## EXERCISE MATERIAL
* START *
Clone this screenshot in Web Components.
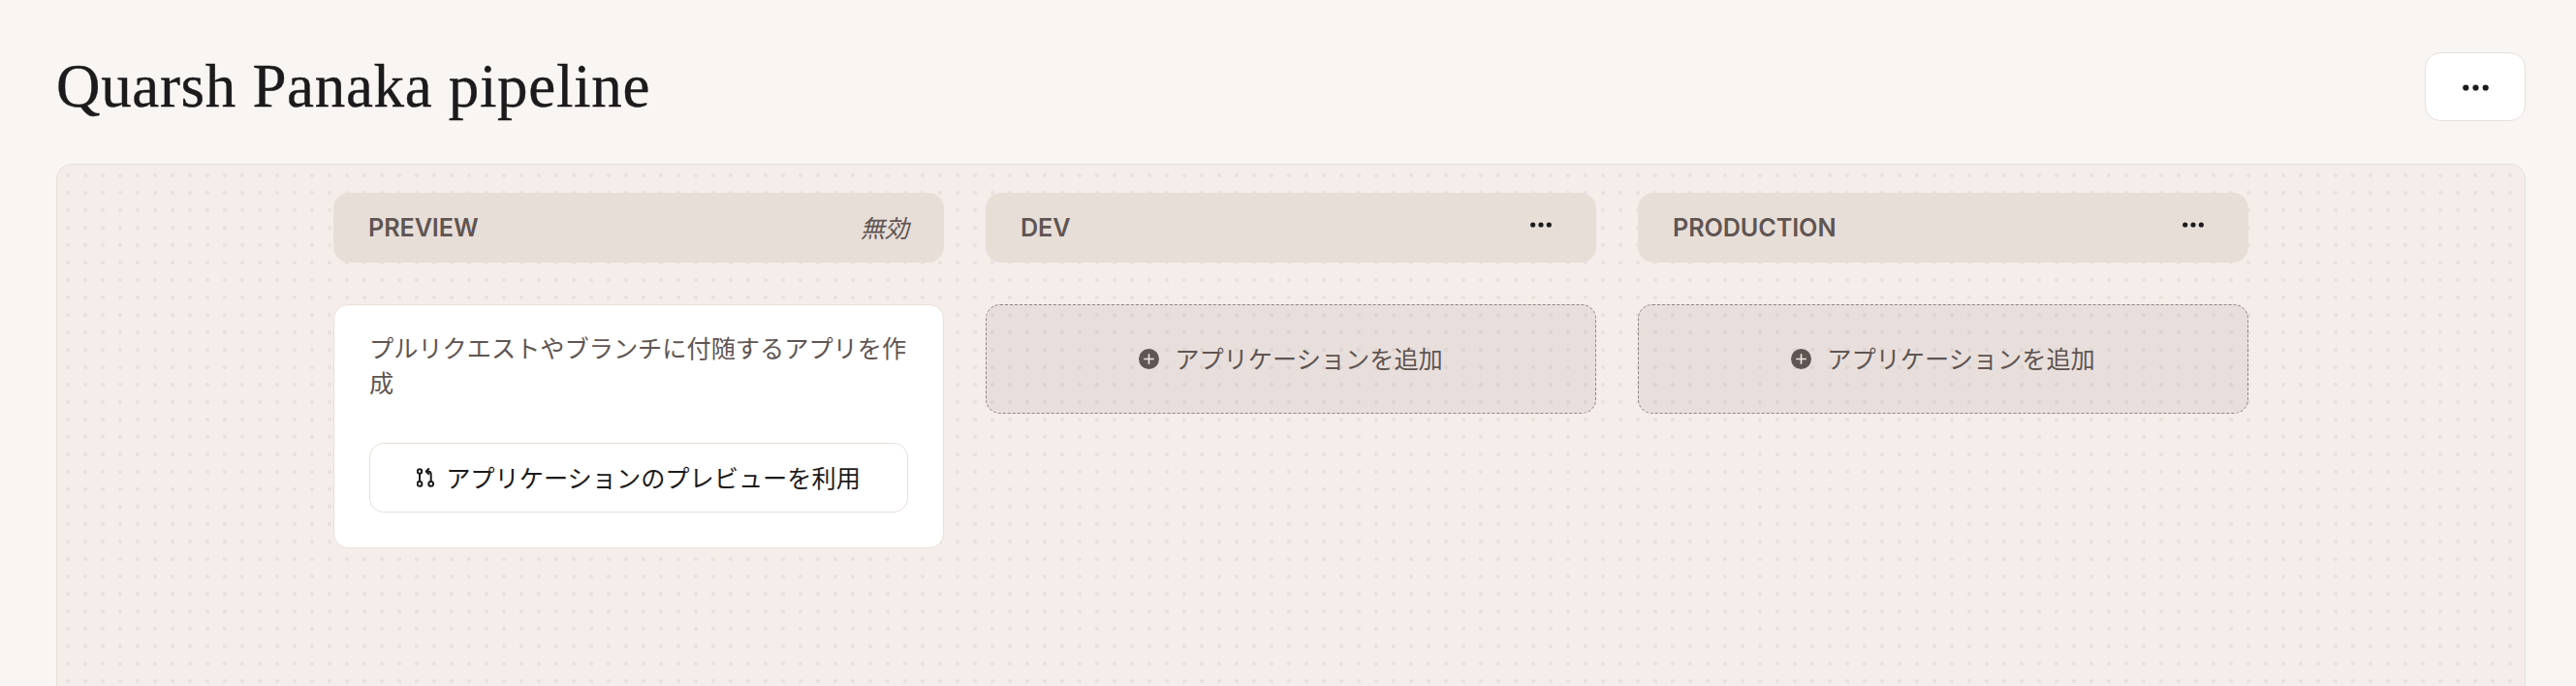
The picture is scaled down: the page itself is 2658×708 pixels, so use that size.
* END *
* START *
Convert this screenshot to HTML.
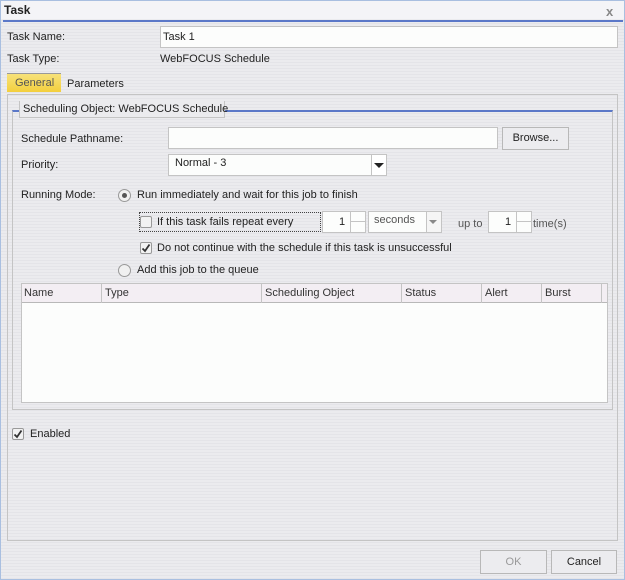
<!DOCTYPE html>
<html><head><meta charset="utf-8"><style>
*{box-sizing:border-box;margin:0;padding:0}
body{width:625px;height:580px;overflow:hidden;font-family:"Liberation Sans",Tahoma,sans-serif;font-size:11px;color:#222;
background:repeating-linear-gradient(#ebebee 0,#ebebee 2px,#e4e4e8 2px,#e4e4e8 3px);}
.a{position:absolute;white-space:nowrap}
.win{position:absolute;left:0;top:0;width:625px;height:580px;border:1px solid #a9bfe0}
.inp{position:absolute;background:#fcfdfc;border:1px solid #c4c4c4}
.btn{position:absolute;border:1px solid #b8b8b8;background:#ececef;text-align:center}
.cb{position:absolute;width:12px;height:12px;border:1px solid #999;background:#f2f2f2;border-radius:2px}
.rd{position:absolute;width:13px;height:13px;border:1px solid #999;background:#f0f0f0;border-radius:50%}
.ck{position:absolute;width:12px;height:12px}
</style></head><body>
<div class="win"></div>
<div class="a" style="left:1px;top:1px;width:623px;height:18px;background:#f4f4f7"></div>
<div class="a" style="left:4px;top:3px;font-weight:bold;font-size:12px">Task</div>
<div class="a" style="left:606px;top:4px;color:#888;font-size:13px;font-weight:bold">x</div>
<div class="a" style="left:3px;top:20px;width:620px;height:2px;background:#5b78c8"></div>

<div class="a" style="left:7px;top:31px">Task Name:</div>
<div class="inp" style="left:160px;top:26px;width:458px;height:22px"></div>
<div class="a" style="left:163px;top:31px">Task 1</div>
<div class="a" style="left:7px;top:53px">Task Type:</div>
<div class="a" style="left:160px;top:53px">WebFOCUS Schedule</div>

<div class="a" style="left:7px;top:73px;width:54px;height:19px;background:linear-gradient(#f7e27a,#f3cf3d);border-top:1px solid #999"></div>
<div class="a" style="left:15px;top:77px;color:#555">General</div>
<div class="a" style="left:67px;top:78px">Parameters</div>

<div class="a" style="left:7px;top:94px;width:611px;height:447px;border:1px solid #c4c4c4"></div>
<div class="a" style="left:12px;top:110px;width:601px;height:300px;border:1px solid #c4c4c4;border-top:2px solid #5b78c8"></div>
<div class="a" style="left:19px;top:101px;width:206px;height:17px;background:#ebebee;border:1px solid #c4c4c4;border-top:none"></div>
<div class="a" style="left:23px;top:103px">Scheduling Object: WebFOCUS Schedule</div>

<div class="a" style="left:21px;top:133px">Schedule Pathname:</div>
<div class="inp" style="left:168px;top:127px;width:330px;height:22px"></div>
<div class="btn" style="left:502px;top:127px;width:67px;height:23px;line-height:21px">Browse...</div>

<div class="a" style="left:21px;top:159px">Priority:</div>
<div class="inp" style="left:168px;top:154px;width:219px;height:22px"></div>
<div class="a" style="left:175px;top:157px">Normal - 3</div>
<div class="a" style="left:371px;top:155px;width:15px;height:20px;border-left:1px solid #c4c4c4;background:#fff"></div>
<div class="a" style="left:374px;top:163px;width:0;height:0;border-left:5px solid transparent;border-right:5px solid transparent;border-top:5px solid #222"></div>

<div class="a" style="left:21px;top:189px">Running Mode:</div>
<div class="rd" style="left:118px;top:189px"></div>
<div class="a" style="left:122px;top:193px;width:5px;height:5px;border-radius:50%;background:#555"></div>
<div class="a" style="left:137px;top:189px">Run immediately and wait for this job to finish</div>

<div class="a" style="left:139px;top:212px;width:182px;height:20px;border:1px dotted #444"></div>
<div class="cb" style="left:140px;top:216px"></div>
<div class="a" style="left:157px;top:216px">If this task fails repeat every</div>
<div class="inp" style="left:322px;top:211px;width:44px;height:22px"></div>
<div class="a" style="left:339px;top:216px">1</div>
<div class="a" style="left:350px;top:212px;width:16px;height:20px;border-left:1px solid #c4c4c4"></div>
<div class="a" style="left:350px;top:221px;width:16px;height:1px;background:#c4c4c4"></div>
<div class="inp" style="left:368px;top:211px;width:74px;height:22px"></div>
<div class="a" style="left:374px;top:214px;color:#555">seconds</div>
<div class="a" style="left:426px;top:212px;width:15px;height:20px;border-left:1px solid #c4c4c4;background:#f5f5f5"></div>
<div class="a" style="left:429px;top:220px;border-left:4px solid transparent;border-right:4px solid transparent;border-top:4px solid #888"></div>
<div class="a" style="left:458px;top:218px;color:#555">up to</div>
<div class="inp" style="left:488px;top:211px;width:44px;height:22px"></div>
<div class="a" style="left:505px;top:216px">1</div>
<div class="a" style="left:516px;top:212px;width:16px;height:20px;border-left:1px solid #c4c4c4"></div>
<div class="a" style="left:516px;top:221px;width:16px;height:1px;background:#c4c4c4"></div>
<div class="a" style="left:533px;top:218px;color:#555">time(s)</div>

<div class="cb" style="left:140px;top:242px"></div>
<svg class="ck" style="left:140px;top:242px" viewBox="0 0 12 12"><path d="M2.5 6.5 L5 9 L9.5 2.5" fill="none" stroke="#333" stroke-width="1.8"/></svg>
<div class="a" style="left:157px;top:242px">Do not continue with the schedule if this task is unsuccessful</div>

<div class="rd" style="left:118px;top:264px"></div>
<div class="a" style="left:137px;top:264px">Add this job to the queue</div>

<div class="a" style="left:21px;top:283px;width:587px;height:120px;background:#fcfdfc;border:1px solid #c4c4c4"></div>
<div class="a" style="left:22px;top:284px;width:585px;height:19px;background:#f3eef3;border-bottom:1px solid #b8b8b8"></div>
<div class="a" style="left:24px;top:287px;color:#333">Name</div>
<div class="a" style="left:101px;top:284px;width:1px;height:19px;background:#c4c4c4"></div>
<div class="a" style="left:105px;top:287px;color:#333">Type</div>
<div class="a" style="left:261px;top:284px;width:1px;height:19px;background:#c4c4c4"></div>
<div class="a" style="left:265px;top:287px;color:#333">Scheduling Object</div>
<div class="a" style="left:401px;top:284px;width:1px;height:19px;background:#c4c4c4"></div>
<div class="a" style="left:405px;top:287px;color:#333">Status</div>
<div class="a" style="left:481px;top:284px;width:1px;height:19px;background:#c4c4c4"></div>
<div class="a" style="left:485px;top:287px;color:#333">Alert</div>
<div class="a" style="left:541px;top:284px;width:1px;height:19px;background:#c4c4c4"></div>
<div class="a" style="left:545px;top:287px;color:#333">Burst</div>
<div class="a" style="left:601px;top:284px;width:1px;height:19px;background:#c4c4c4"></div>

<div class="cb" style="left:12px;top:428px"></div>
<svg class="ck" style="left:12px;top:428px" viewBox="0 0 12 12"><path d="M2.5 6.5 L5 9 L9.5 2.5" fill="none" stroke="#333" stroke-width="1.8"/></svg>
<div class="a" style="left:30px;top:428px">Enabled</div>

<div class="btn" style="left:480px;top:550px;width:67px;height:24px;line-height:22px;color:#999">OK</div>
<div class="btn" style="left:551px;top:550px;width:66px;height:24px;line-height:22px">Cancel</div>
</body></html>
* END *
## GOAL
Start at the line with "Clone this screenshot in Web Components.", stop at the line with "The picture is", both lines included, and repeat that span exactly without its pictures.

## COMPLETE RESPONSE
Clone this screenshot in Web Components.
The picture is scaled down: the page itself is 2658×708 pixels, so use that size.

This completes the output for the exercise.